Philosophy of mind then can be seen as a kind of exercise in conceptual experimentation or concept construction. Science investigates reality and philosophy generates the conceptual framework to talk about and understand that investigation. This is not an original statement. Thinkers before me (such as Deleuze) have accepted similar conceptions of what philosophy can and should do for science. When asked about his research in an interview, it is reported that Deleuze answered by saying “Bergson lamented that modern science lacked a metaphysics. I want to provide that metaphysics, and hence, I think of myself as a pure metaphysician.”
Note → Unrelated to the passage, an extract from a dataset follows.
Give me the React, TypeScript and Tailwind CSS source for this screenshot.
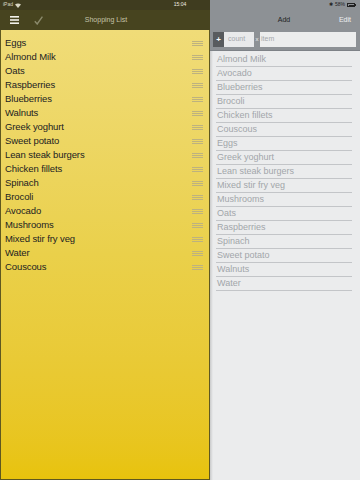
import React from 'react';

const shopping = [
  'Eggs', 'Almond Milk', 'Oats', 'Raspberries', 'Blueberries', 'Walnuts', 'Greek yoghurt',
  'Sweet potato', 'Lean steak burgers', 'Chicken fillets', 'Spinach', 'Brocoli', 'Avocado',
  'Mushrooms', 'Mixed stir fry veg', 'Water', 'Couscous',
];

const catalogue = [
  'Almond Milk', 'Avocado', 'Blueberries', 'Brocoli', 'Chicken fillets', 'Couscous', 'Eggs',
  'Greek yoghurt', 'Lean steak burgers', 'Mixed stir fry veg', 'Mushrooms', 'Oats',
  'Raspberries', 'Spinach', 'Sweet potato', 'Walnuts', 'Water',
];

function Handle() {
  return (
    <div className="flex flex-col gap-[1px] w-[11px]">
      <div className="h-[1px] bg-[#bdb27f]" />
      <div className="h-[1px] bg-[#bdb27f]" />
      <div className="h-[1px] bg-[#bdb27f]" />
    </div>
  );
}

export default function App() {
  return (
    <div className="relative w-[360px] h-[480px] flex overflow-hidden font-['Liberation_Sans',Arial,sans-serif]">
      {/* clock sits across both status bars */}
      <span className="absolute top-0 left-0 right-0 h-[10px] flex items-center justify-center text-[5px] text-[#f0efe4] pointer-events-none">15:04</span>

      {/* shopping list */}
      <div className="w-[210px] flex flex-col">
        <div className="h-[10px] bg-[#3f3c1f] flex items-center px-[3px] text-[5px] text-[#d8d6c4] gap-[2px]">
          <span>iPad</span>
          <svg width="6" height="5" viewBox="0 0 6 5"><path d="M3 5L0 1.5Q3 -0.5 6 1.5Z" fill="#d8d6c4" /></svg>
        </div>
        <div className="h-[20px] bg-[#47441f] flex items-center relative">
          <svg className="ml-[10px]" width="9" height="8" viewBox="0 0 9 8">
            <rect y="0" width="9" height="1.6" fill="#f2f2ea" />
            <rect y="3.2" width="9" height="1.6" fill="#f2f2ea" />
            <rect y="6.4" width="9" height="1.6" fill="#f2f2ea" />
          </svg>
          <svg className="ml-[15px]" width="9" height="9" viewBox="0 0 9 9">
            <path d="M0.8 5.2L3.2 8L8.4 0.6" stroke="#8b8a6c" strokeWidth="1.4" fill="none" />
          </svg>
          <span className="absolute left-0 right-0 text-center text-[7px] text-[#c4c3a8] pointer-events-none pl-[2px]">Shopping List</span>
        </div>
        <div className="flex-1 bg-gradient-to-b from-[#f0dc78] via-[#ead04a] to-[#e8c30c] border-x border-b border-[#5f5820] pt-[6px]">
          {shopping.map((s) => (
            <div key={s} className="h-[14px] flex items-center pl-[4px] pr-[6px]">
              <span className="text-[9.5px] text-[#222] tracking-[-0.1px]">{s}</span>
              <div className="ml-auto">
                <Handle />
              </div>
            </div>
          ))}
        </div>
      </div>

      {/* add panel */}
      <div className="flex-1 flex flex-col bg-[#ebeced]">
        <div className="h-[10px] bg-[#8d9195] flex items-center justify-end pr-[4px] gap-[2px] text-[5px] text-[#222]">
          <span className="text-[5px]">✱</span>
          <span>58%</span>
          <div className="flex items-center">
            <div className="w-[8px] h-[4px] border border-[#222] p-[0.5px]"><div className="w-[5px] h-full bg-[#222]" /></div>
            <div className="w-[1px] h-[2px] bg-[#222]" />
          </div>
        </div>
        <div className="h-[20px] bg-[#8d9195] flex items-center relative">
          <span className="absolute left-0 right-0 text-center text-[7px] text-[#1d1f22] pr-[2px]">Add</span>
          <span className="ml-auto mr-[9px] text-[7px] text-[#eef0f2]">Edit</span>
        </div>
        <div className="h-[21px] bg-[#8d9195] flex items-center pl-[3px] pr-[4px] pb-[1px] border-b border-[#7e8287]">
          <div className="w-[11px] h-[15px] bg-[#585b5e] flex items-center justify-center text-[8px] text-white font-bold">+</div>
          <div className="w-[30px] h-[15px] bg-[#e9eaeb] text-[7px] text-[#a5a8ab] flex items-center pl-[4px]">count</div>
          <span className="w-[6px] text-center text-[6px] text-[#eef0f2]">x</span>
          <div className="flex-1 h-[15px] bg-[#eceded] text-[7px] text-[#a5a8ab] flex items-center pl-[1px]">item</div>
        </div>
        <div className="flex-1 flex">
          <div className="w-[3px] bg-gradient-to-r from-[#c9cacb] to-[#ebeced]" />
          <div className="flex-1 pt-[2px] pl-[3px] pr-[8px]">
            {catalogue.map((c) => (
              <div key={c} className="h-[14px] flex items-center border-b border-[#c3c5c8] pl-[1px]">
                <span className="text-[9px] text-[#a2a6aa]">{c}</span>
              </div>
            ))}
          </div>
        </div>
      </div>
    </div>
  );
}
Metaphysics has a bad rap because of its historical associations with ontotheology and speculative pseudoscience. But I agree with Deleuze that we need to rehabilitate metaphysics. The classic essentialist ways of thinking simply cannot handle the complexity and dynamical properties being discovered in modern science, especially the life sciences. It seems that life has formed a brilliant habit of breaking all previous habits in the way it sustains itself through time. I contend, along with Deleuze and other developmentally oriented thinkers, that the problem of speciation and morphogenetic individuation is a paradigm model for thinking about the philosophy of mind. Deleuze helps us avoid problematic questions like, “What is the essence of the mind?”. Rather than talking about necessary and sufficient conditions, Deleuze wants to ask, “How did the mind evolve over time? What were the singularities and highest points of intensity that pushed/pulled humans into our contingent historical pathway?”
Some of my favorite points of highest intensity in human history include bipedalism, opposable thumbs, joint attention, tool construction, singing and music, symbolic thinking (systematicity in reference and compositionality), meta-awareness, introspection, theory of mind, philosophy, the scientific revolution, the information age, and, last but not least, the internet: the very tool that is allowing you, the reader, to hopefully receive these words as a stimulus for the development of interesting ideas in your brain many miles away. What do my readers think? What are the highest points of intensity for human evolution?